Litz achieved this magazine feeding capability by giving the bullet nose Berger’s proprietary “Hybrid” shape and tweaking the boat tail, permitting the highest possible ballistic coefficient (BC = .259) without making it sensitive to seating depth, like Berger’s fabulous but finicky VLD. He also thickened the jacket in strategic places to keep the bullet from failing due to high friction melting the core and upsetting balance.
The 175gr .30 OTM is actually the second of its kind from Litz. His first is a 230gr OTM bullet for the .300 Win Mag (just in time for the new US .300 Win Mag Remington sniper rifle? Hmm…).
“He did a thorough review of the most-used rifles before designing these bullets,” Stecker said. “Both bullets are different and specifically designed for the rifles being used by both the tactical competition shooter and the real world sniper; however more emphasis was placed on the sniper’s rifles.”
Match-grade bullets lacking in specific terminal performance have been “good enough” for the last few decades. But why not give our snipers the best they can get?

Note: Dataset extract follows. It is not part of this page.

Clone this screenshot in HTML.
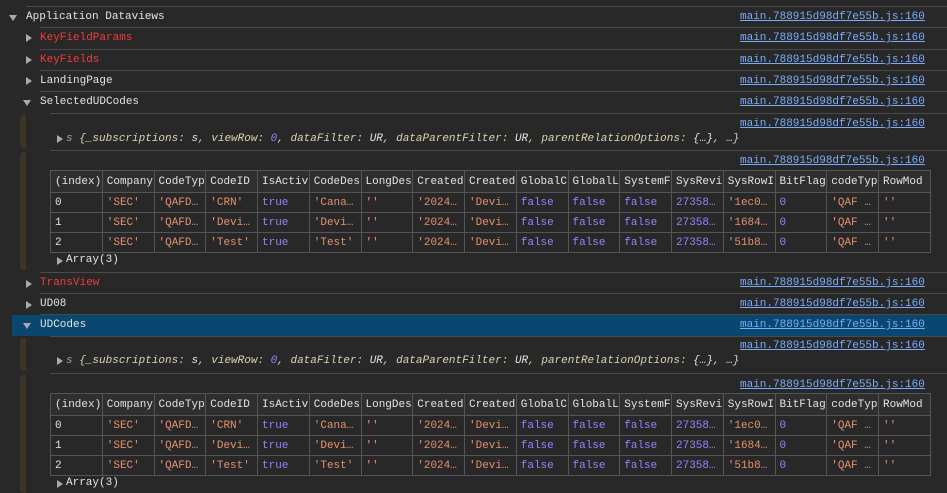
<!DOCTYPE html>
<html><head><meta charset="utf-8"><style>
*{margin:0;padding:0;box-sizing:border-box}
body{width:947px;height:493px;background:#282828;overflow:hidden;position:relative;font-family:"Liberation Mono",monospace;font-size:11px;color:#e3e3e3}
.a{position:absolute;white-space:pre;line-height:14px}
.ln{position:absolute;height:1px;background:#4a4a4a;right:0}
.lk{position:absolute;left:740px;color:#7cacf8;text-decoration:underline;line-height:14px}
.r{color:#f43a3a}
.tr{position:absolute;width:0;height:0;border-top:4px solid transparent;border-bottom:4px solid transparent;border-left:6px solid #aaa}
.td{position:absolute;width:0;height:0;border-left:4px solid transparent;border-right:4px solid transparent;border-top:6px solid #aaa}
.bar{position:absolute;left:20px;width:6px;background:#3b3624;border-radius:4px 0 0 4px}
.sel{position:absolute;left:12px;right:0;top:315px;height:21px;background:#094771}
table{position:absolute;left:50px;width:881px;border-collapse:collapse;table-layout:fixed}
td,th{border:1px solid #555;padding:0 4px;height:20px;white-space:nowrap;overflow:hidden;font-weight:normal;text-align:left;font-size:11px}
th{height:22px;background:#2f2f2f;color:#e3e3e3}
.s{color:#e5906e}.p{color:#9980ff}
.o{font-style:italic;color:#dcd3b0}.o .g{color:#9aa0a6}.o .v{color:#e3e3e3}
</style></head><body>
<div class="ln" style="left:26px;top:6px"></div>
<div class="td" style="left:9px;top:15px"></div>
<div class="a" style="left:26px;top:10px">Application Dataviews</div>
<div class="lk" style="top:10px">main.788915d98df7e55b.js:160</div>
<div class="ln" style="left:40px;top:27px"></div>
<div class="tr" style="left:26px;top:34px"></div>
<div class="a r" style="left:40px;top:31px">KeyFieldParams</div>
<div class="lk" style="top:31px">main.788915d98df7e55b.js:160</div>
<div class="ln" style="left:40px;top:49px"></div>
<div class="tr" style="left:26px;top:56px"></div>
<div class="a r" style="left:40px;top:53px">KeyFields</div>
<div class="lk" style="top:53px">main.788915d98df7e55b.js:160</div>
<div class="ln" style="left:40px;top:70px"></div>
<div class="tr" style="left:26px;top:77px"></div>
<div class="a" style="left:40px;top:74px">LandingPage</div>
<div class="lk" style="top:74px">main.788915d98df7e55b.js:160</div>
<div class="ln" style="left:40px;top:91px"></div>
<div class="td" style="left:23px;top:100px"></div>
<div class="a" style="left:40px;top:95px">SelectedUDCodes</div>
<div class="lk" style="top:95px">main.788915d98df7e55b.js:160</div>
<div class="ln" style="left:50px;top:113px"></div>
<div class="bar" style="top:115px;height:33px"></div>
<div class="lk" style="top:117px">main.788915d98df7e55b.js:160</div>
<div class="tr" style="left:57px;top:135px"></div>
<div class="a o" style="left:66px;top:132px"><span class="g">s</span> {_subscriptions: <span class="v">s</span>, viewRow: <span class="p">0</span>, dataFilter: <span class="v">UR</span>, dataParentFilter: <span class="v">UR</span>, parentRelationOptions: <span class="v">{…}</span>, <span class="v">…</span>}</div>
<div class="ln" style="left:50px;top:150px"></div>
<div class="bar" style="top:152px;height:118px"></div>
<div class="lk" style="top:154px">main.788915d98df7e55b.js:160</div>
<table style="top:170px"><tr><th>(index)</th><th>Company</th><th>CodeTyp</th><th>CodeID</th><th>IsActiv</th><th>CodeDes</th><th>LongDes</th><th>Created</th><th>Created</th><th>GlobalC</th><th>GlobalL</th><th>SystemF</th><th>SysRevi</th><th>SysRowI</th><th>BitFlag</th><th>codeTyp</th><th>RowMod</th></tr>
<tr><td>0</td><td class="s">'SEC'</td><td class="s">'QAFD…</td><td class="s">'CRN'</td><td class="p">true</td><td class="s">'Cana…</td><td class="s">''</td><td class="s">'2024…</td><td class="s">'Devi…</td><td class="p">false</td><td class="p">false</td><td class="p">false</td><td class="p">27358…</td><td class="s">'1ec0…</td><td class="p">0</td><td class="s">'QAF …</td><td class="s">''</td></tr>
<tr><td>1</td><td class="s">'SEC'</td><td class="s">'QAFD…</td><td class="s">'Devi…</td><td class="p">true</td><td class="s">'Devi…</td><td class="s">''</td><td class="s">'2024…</td><td class="s">'Devi…</td><td class="p">false</td><td class="p">false</td><td class="p">false</td><td class="p">27358…</td><td class="s">'1684…</td><td class="p">0</td><td class="s">'QAF …</td><td class="s">''</td></tr>
<tr><td>2</td><td class="s">'SEC'</td><td class="s">'QAFD…</td><td class="s">'Test'</td><td class="p">true</td><td class="s">'Test'</td><td class="s">''</td><td class="s">'2024…</td><td class="s">'Devi…</td><td class="p">false</td><td class="p">false</td><td class="p">false</td><td class="p">27358…</td><td class="s">'51b8…</td><td class="p">0</td><td class="s">'QAF …</td><td class="s">''</td></tr></table>
<div class="tr" style="left:57px;top:257px"></div>
<div class="a" style="left:66px;top:253px">Array(3)</div>
<div class="ln" style="left:40px;top:272px"></div>
<div class="tr" style="left:26px;top:280px"></div>
<div class="a r" style="left:40px;top:276px">TransView</div>
<div class="lk" style="top:276px">main.788915d98df7e55b.js:160</div>
<div class="ln" style="left:40px;top:293px"></div>
<div class="tr" style="left:26px;top:301px"></div>
<div class="a" style="left:40px;top:297px">UD08</div>
<div class="lk" style="top:297px">main.788915d98df7e55b.js:160</div>
<div class="ln" style="left:40px;top:314px"></div>
<div class="sel"></div>
<div class="td" style="left:23px;top:323px"></div>
<div class="a" style="left:40px;top:318px">UDCodes</div>
<div class="lk" style="top:318px">main.788915d98df7e55b.js:160</div>
<div class="ln" style="left:50px;top:336px"></div>
<div class="bar" style="top:338px;height:33px"></div>
<div class="lk" style="top:339px">main.788915d98df7e55b.js:160</div>
<div class="tr" style="left:57px;top:357px"></div>
<div class="a o" style="left:66px;top:354px"><span class="g">s</span> {_subscriptions: <span class="v">s</span>, viewRow: <span class="p">0</span>, dataFilter: <span class="v">UR</span>, dataParentFilter: <span class="v">UR</span>, parentRelationOptions: <span class="v">{…}</span>, <span class="v">…</span>}</div>
<div class="ln" style="left:50px;top:373px"></div>
<div class="bar" style="top:375px;height:118px"></div>
<div class="lk" style="top:378px">main.788915d98df7e55b.js:160</div>
<table style="top:393px"><tr><th>(index)</th><th>Company</th><th>CodeTyp</th><th>CodeID</th><th>IsActiv</th><th>CodeDes</th><th>LongDes</th><th>Created</th><th>Created</th><th>GlobalC</th><th>GlobalL</th><th>SystemF</th><th>SysRevi</th><th>SysRowI</th><th>BitFlag</th><th>codeTyp</th><th>RowMod</th></tr>
<tr><td>0</td><td class="s">'SEC'</td><td class="s">'QAFD…</td><td class="s">'CRN'</td><td class="p">true</td><td class="s">'Cana…</td><td class="s">''</td><td class="s">'2024…</td><td class="s">'Devi…</td><td class="p">false</td><td class="p">false</td><td class="p">false</td><td class="p">27358…</td><td class="s">'1ec0…</td><td class="p">0</td><td class="s">'QAF …</td><td class="s">''</td></tr>
<tr><td>1</td><td class="s">'SEC'</td><td class="s">'QAFD…</td><td class="s">'Devi…</td><td class="p">true</td><td class="s">'Devi…</td><td class="s">''</td><td class="s">'2024…</td><td class="s">'Devi…</td><td class="p">false</td><td class="p">false</td><td class="p">false</td><td class="p">27358…</td><td class="s">'1684…</td><td class="p">0</td><td class="s">'QAF …</td><td class="s">''</td></tr>
<tr><td>2</td><td class="s">'SEC'</td><td class="s">'QAFD…</td><td class="s">'Test'</td><td class="p">true</td><td class="s">'Test'</td><td class="s">''</td><td class="s">'2024…</td><td class="s">'Devi…</td><td class="p">false</td><td class="p">false</td><td class="p">false</td><td class="p">27358…</td><td class="s">'51b8…</td><td class="p">0</td><td class="s">'QAF …</td><td class="s">''</td></tr></table>
<div class="tr" style="left:57px;top:480px"></div>
<div class="a" style="left:66px;top:476px">Array(3)</div>
</body></html>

“I believe you can call snipers the most skilled and effective long range shooters in the world,” Stecker said. “Who else is under the pressure of making the shot with their life and others’ lives on the line? If I lose a National Championship match I just pack my crap, go home, lick my wounded ego with a Budweiser and get ready for the next match. When a sniper loses, he and/or others get injured or die. It is my strong opinion that these shooters should have the best bullets available, because I assure you that, as a group, they are the folks that are better at using them than any other.”